## [Short task]
Reproduce all lines of the listing below in which the word "components" occurs.
>> Start Data lines
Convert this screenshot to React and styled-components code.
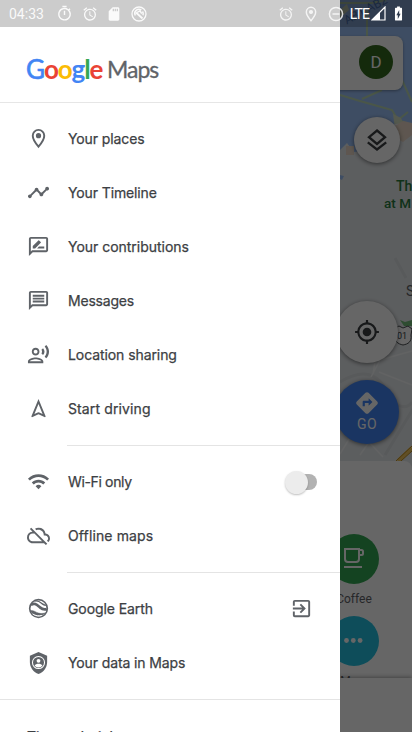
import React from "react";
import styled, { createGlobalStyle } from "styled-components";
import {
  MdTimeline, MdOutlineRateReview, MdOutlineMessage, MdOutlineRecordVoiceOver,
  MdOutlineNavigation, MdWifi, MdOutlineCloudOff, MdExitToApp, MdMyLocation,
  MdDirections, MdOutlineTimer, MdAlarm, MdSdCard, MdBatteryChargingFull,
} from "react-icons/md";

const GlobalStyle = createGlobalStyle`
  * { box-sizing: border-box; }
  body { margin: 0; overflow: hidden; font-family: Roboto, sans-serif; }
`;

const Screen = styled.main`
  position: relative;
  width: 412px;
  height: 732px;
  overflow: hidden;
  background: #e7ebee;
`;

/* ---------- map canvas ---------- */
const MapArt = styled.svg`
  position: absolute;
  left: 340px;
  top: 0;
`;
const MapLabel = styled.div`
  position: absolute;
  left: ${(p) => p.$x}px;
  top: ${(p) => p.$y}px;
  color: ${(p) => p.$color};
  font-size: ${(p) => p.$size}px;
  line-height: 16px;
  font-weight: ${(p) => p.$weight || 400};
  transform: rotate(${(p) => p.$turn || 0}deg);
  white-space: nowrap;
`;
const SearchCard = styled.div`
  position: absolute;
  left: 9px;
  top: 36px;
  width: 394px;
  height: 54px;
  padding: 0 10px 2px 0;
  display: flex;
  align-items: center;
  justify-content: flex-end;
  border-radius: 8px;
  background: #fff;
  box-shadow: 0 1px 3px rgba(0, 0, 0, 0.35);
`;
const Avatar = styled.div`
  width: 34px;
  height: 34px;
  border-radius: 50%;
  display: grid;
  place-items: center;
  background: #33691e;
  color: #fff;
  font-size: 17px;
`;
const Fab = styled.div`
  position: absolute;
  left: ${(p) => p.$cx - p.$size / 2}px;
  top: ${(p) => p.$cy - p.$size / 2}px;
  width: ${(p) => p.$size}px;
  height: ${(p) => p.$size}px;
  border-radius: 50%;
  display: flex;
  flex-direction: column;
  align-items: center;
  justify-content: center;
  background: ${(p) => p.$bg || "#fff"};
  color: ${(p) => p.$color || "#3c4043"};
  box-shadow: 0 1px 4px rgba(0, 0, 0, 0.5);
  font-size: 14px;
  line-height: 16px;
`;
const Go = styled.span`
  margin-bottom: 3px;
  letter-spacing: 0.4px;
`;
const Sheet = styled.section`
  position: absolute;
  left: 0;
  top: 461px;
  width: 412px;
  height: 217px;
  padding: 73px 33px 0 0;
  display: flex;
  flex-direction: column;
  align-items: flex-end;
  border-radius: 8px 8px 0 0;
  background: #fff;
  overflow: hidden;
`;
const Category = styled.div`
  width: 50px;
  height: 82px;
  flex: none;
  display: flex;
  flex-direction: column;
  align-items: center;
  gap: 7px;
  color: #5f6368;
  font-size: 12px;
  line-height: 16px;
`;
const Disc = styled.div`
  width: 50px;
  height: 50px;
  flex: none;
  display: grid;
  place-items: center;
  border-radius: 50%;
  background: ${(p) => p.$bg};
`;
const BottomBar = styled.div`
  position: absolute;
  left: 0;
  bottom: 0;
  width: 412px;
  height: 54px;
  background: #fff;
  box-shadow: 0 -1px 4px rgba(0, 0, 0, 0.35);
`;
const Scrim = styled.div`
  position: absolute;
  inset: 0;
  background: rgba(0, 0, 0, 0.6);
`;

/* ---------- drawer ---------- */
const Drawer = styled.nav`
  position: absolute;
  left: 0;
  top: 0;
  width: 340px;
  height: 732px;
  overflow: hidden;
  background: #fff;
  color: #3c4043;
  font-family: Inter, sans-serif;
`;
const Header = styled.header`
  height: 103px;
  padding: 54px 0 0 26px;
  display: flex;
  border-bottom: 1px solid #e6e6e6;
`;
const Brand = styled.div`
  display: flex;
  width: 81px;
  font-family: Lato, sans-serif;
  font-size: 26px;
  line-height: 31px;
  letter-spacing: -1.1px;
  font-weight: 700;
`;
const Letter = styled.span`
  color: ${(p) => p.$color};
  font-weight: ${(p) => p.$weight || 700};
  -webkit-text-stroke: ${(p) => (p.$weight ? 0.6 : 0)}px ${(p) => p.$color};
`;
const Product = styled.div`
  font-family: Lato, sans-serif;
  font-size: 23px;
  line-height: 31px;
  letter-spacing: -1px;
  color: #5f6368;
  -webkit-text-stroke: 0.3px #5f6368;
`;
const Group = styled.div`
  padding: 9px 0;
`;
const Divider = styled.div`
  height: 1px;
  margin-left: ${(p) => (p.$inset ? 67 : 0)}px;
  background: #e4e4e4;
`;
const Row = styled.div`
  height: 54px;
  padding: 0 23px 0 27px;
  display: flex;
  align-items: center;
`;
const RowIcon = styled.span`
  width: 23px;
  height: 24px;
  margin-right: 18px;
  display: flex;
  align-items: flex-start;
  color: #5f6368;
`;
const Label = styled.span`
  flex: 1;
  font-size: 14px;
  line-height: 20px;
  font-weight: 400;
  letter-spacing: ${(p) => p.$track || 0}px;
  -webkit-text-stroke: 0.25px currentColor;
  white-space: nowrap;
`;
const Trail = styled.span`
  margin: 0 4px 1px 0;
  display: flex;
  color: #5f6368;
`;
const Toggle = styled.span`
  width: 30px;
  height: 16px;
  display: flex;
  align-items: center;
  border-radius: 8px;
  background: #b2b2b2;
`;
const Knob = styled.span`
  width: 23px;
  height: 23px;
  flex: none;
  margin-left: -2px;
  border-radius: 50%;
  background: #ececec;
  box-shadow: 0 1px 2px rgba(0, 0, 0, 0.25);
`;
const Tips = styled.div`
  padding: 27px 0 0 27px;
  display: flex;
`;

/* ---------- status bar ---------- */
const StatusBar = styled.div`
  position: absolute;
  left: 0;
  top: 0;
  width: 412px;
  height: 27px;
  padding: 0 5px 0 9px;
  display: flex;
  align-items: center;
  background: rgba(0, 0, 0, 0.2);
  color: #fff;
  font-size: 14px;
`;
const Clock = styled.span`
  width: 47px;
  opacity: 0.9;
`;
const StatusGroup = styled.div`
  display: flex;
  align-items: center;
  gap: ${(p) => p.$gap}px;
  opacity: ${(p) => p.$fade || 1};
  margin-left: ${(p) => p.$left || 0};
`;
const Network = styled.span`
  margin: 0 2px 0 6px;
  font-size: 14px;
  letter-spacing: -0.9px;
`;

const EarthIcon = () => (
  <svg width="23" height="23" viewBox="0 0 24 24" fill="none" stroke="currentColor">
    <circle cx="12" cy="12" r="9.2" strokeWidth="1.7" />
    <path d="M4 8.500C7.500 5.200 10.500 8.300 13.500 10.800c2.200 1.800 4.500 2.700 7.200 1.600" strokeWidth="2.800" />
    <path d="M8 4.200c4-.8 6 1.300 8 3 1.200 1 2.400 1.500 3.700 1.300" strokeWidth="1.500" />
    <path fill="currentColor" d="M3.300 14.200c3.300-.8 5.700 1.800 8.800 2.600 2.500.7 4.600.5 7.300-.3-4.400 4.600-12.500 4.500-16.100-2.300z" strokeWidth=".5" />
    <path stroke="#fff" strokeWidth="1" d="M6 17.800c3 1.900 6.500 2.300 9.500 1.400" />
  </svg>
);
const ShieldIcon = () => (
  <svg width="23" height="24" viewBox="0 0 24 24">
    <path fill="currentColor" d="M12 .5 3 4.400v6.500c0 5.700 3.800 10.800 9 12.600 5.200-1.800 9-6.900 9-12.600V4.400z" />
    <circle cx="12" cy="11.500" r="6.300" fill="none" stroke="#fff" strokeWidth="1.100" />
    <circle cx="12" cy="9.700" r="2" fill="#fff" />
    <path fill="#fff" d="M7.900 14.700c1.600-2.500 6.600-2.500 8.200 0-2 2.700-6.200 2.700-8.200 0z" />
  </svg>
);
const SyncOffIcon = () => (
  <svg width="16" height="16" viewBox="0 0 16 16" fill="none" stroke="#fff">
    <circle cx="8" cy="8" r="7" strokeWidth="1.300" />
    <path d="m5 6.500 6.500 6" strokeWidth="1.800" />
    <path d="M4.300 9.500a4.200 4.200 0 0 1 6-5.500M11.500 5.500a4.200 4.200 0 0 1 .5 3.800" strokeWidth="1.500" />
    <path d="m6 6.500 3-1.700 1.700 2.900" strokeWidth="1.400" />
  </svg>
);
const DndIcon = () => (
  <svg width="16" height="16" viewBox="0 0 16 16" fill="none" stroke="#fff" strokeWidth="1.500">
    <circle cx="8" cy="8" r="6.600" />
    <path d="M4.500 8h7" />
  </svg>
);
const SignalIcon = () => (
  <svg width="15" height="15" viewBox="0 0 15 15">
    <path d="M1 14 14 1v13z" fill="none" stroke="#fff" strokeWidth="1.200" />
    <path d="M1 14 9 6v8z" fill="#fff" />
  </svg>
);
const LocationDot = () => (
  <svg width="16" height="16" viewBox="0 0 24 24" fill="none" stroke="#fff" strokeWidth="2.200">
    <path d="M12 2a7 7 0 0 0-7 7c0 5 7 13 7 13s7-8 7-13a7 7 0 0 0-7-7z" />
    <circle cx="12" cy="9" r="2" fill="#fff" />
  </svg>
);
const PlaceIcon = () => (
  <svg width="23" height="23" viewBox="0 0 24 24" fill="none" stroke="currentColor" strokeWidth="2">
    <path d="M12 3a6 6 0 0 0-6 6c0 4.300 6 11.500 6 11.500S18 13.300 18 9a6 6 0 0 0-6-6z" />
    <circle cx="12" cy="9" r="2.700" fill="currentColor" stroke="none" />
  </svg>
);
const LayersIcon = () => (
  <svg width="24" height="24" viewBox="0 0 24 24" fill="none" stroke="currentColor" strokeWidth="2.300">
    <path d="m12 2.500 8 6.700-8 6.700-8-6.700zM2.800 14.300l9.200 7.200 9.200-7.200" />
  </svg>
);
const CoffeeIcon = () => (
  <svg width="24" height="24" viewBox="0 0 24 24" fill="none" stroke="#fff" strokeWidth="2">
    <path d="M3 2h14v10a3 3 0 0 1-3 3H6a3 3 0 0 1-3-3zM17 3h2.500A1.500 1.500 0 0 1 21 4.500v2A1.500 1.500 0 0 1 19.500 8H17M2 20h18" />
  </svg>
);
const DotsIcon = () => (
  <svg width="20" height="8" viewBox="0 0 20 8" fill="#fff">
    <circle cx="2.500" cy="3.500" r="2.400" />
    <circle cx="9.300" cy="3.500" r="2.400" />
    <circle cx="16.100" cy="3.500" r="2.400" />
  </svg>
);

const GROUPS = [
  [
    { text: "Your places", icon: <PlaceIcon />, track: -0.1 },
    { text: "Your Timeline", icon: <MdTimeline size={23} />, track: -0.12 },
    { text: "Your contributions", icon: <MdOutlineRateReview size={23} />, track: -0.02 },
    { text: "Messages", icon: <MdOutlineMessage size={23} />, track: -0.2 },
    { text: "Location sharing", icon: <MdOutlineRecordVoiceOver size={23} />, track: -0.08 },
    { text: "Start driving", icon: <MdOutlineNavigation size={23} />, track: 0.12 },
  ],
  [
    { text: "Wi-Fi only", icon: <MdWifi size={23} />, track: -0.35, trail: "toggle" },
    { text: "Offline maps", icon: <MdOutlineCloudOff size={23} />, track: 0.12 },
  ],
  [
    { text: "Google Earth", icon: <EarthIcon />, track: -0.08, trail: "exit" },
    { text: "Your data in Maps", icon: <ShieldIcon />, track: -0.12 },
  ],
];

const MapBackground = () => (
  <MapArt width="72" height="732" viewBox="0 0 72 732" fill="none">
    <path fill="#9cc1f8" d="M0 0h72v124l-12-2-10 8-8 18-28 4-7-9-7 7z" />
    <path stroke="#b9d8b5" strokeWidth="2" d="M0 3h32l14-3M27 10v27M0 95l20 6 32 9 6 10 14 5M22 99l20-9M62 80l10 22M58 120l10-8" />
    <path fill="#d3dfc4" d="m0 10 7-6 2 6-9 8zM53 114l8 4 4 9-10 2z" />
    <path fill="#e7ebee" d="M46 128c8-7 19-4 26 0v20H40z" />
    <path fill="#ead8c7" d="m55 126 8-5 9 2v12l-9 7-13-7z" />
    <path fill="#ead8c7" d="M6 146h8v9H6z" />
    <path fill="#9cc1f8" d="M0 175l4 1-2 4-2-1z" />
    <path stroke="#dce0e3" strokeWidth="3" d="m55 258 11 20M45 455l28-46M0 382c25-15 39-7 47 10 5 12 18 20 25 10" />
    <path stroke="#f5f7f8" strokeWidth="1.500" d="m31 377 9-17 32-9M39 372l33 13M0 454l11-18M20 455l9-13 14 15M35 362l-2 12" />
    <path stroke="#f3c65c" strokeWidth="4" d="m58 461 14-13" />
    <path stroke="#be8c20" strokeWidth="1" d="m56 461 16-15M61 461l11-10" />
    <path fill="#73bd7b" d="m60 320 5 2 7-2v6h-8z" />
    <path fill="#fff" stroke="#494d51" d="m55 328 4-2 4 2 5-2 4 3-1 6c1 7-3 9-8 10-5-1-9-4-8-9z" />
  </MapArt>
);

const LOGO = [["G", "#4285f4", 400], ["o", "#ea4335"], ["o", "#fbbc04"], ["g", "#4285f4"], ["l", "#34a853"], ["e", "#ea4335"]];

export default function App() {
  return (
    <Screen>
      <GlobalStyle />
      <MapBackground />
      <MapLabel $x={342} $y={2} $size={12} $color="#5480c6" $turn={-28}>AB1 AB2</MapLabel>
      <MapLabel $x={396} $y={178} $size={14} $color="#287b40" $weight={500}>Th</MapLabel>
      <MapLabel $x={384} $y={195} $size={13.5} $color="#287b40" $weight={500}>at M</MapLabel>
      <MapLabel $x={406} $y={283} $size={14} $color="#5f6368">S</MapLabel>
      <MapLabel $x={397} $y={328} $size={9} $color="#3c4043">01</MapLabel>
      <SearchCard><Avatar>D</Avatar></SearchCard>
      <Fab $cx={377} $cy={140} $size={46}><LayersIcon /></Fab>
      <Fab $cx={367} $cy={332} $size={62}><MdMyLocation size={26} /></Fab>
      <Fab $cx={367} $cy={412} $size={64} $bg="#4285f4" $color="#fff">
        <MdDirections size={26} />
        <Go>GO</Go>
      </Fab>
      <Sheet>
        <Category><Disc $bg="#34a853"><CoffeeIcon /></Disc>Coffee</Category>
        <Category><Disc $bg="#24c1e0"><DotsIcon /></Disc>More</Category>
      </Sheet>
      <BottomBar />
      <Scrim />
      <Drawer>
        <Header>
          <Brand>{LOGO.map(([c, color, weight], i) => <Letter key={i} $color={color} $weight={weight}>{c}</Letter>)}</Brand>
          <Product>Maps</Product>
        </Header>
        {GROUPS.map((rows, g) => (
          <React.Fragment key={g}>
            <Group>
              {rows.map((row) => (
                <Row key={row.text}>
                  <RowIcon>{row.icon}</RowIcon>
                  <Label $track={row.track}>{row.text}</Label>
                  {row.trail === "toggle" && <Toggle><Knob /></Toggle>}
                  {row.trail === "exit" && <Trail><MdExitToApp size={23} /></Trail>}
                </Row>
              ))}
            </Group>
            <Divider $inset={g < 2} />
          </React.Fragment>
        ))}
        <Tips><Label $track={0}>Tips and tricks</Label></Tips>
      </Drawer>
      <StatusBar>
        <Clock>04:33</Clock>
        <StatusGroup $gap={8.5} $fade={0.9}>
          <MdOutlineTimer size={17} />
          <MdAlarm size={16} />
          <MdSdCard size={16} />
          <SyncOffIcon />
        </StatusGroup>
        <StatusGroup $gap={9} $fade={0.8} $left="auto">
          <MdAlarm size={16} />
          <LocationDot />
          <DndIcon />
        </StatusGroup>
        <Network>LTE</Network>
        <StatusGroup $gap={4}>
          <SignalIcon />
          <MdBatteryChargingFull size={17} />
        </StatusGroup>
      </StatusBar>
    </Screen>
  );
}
>> End Data lines
## [The reply]
Convert this screenshot to React and styled-components code.
import styled, { createGlobalStyle } from "styled-components";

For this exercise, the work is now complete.